In a significant legal development, over 36 prominent Swiss retailers, backed by the Association for Fair and Free Competition in Payment Transactions (VWZ), have initiated a lawsuit against Visa and Mastercard, seeking a reimbursement of approximately 142 million Swiss francs. This lawsuit, filed in the Commercial Court of Zurich, alleges that the credit card giants have imposed inflated interchange fees on merchants for years, unjustly enriching themselves at the expense of businesses and consumers alike.
The crux of the lawsuit revolves around interchange fees—charges incurred by merchants for processing credit and debit card transactions. These fees can vary widely, ranging from 0.12% to 2.05% of the sale amount, depending largely on the type of transaction and the industry involved. Retailers contend that these fees are not determined through free market competition but are instead dictated by Visa and Mastercard’s unilateral pricing structures. This alleged lack of competitive pricing is central to the grievances of the plaintiffs, who argue that the existing system not only burdens merchants but also ultimately harms consumers by inflating prices across the board.
Prominent retailers involved in the lawsuit include Coop, Swiss, Edelweiss, Selecta, and TUI Suisse, which highlights the breadth of concern among various sectors of the Swiss retail landscape. By banding together, these retailers aim to call attention to what they label as unfair practices by payment giants that dominate the global financial infrastructure.
The lawsuit seeks not only reimbursement for the allegedly overcharged fees accrued over the past three years but also calls for a fundamental restructuring of the fee system governing payment transactions. Retailers argue that the current framework serves the interests of card issuers and financial institutions, leaving merchants with little recourse or negotiation power over the costs they incur when accepting card payments. The plaintiffs contend that reform is necessary to create a more equitable playing field that fosters healthy competition, ultimately benefiting consumers with lower prices and better service.
Visa has dismissed the claims as baseless, stating that the interchange fees in question have been validated by the Swiss Competition Commission (WEKO).

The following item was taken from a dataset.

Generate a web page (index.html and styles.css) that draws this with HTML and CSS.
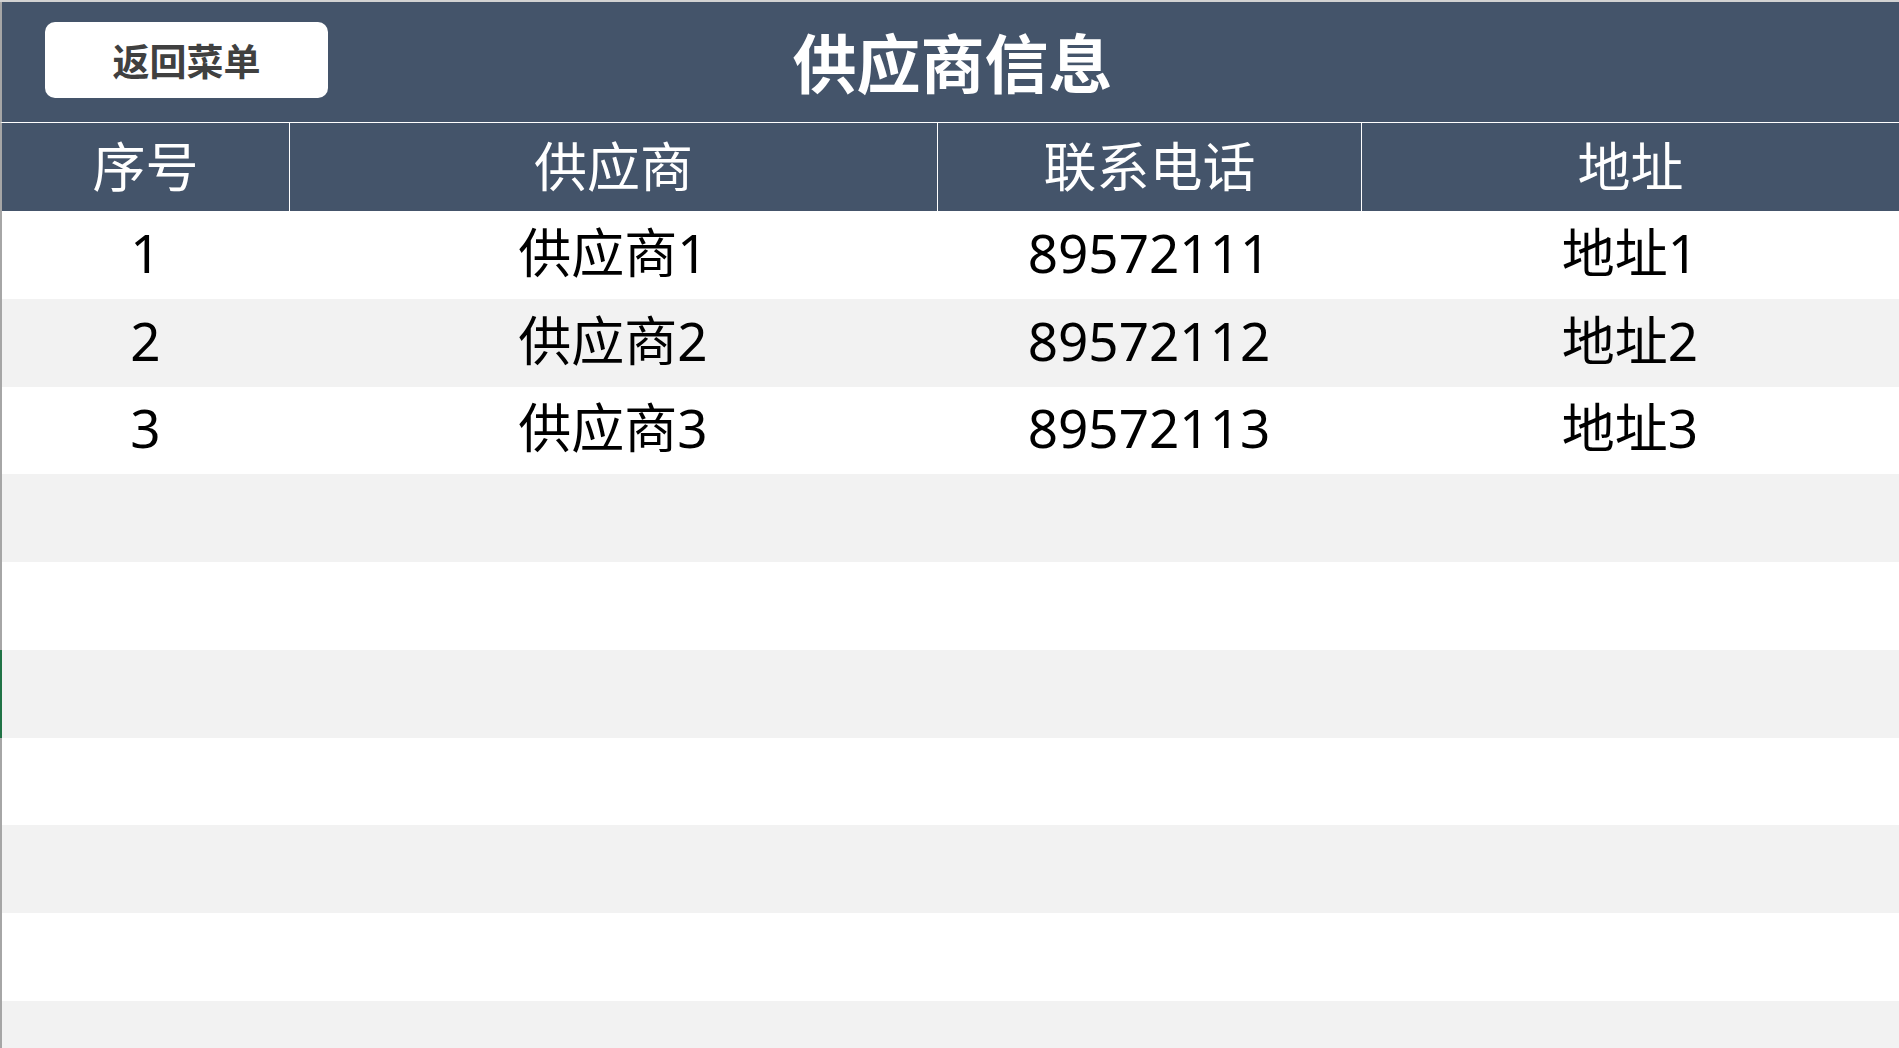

The company argues that these fees are essential for fostering innovations in payment processing and for implementing security measures designed to protect consumers from fraud. Furthermore, Visa asserts that it does not profit from these interchange fees in a manner that directly disadvantages merchants. The company highlighted that following the expiration of certain interchange fee rates approved by WEKO, it has proactively reduced fees for debit transactions by an average of one-third to align with EU standards. This move has reportedly led to a potential reduction in annual costs for Swiss merchants exceeding 4 million francs.
The implications of this lawsuit could reach far beyond the immediate financial stakes involved. If the Swiss courts find in favor of the retailers, it may set a precedent regarding interchange fee practices not only in Switzerland but potentially in other jurisdictions as well. Such a ruling could lead to a reevaluation of how payment processing fees are structured globally, possibly prompting regulatory scrutiny and reform aimed at enhancing transparency and fairness in the financial transaction landscape.
Legal experts suggest that the outcome of this case could hinge on the interpretation of existing regulations surrounding competition and pricing practices in payment transactions. Should the court rule against Visa and Mastercard, it may embolden other retailers in different countries to pursue similar legal actions. Conversely, a ruling in favor of the card companies could reinforce current pricing structures, leaving merchants without any recourse against what they deem exploitative fees.
As the case unfolds, it underscores a rapidly evolving dialogue around fairness in payment systems, particularly in an era where digital transactions are increasingly becoming the norm. Stakeholders across the financial services spectrum—including banks, payment processors, and retail associations—will be closely monitoring the developments, as the ruling could reshape not only transactional economics but also the broader competitive landscape in the payment processing sector.
Regardless of the outcome, this legal battle illustrates the broader tensions that exist in the relationship between merchants and payment processors. As digital payment methods continue to proliferate, the stakes are high for both sides in the quest for a more equitable transaction processing environment.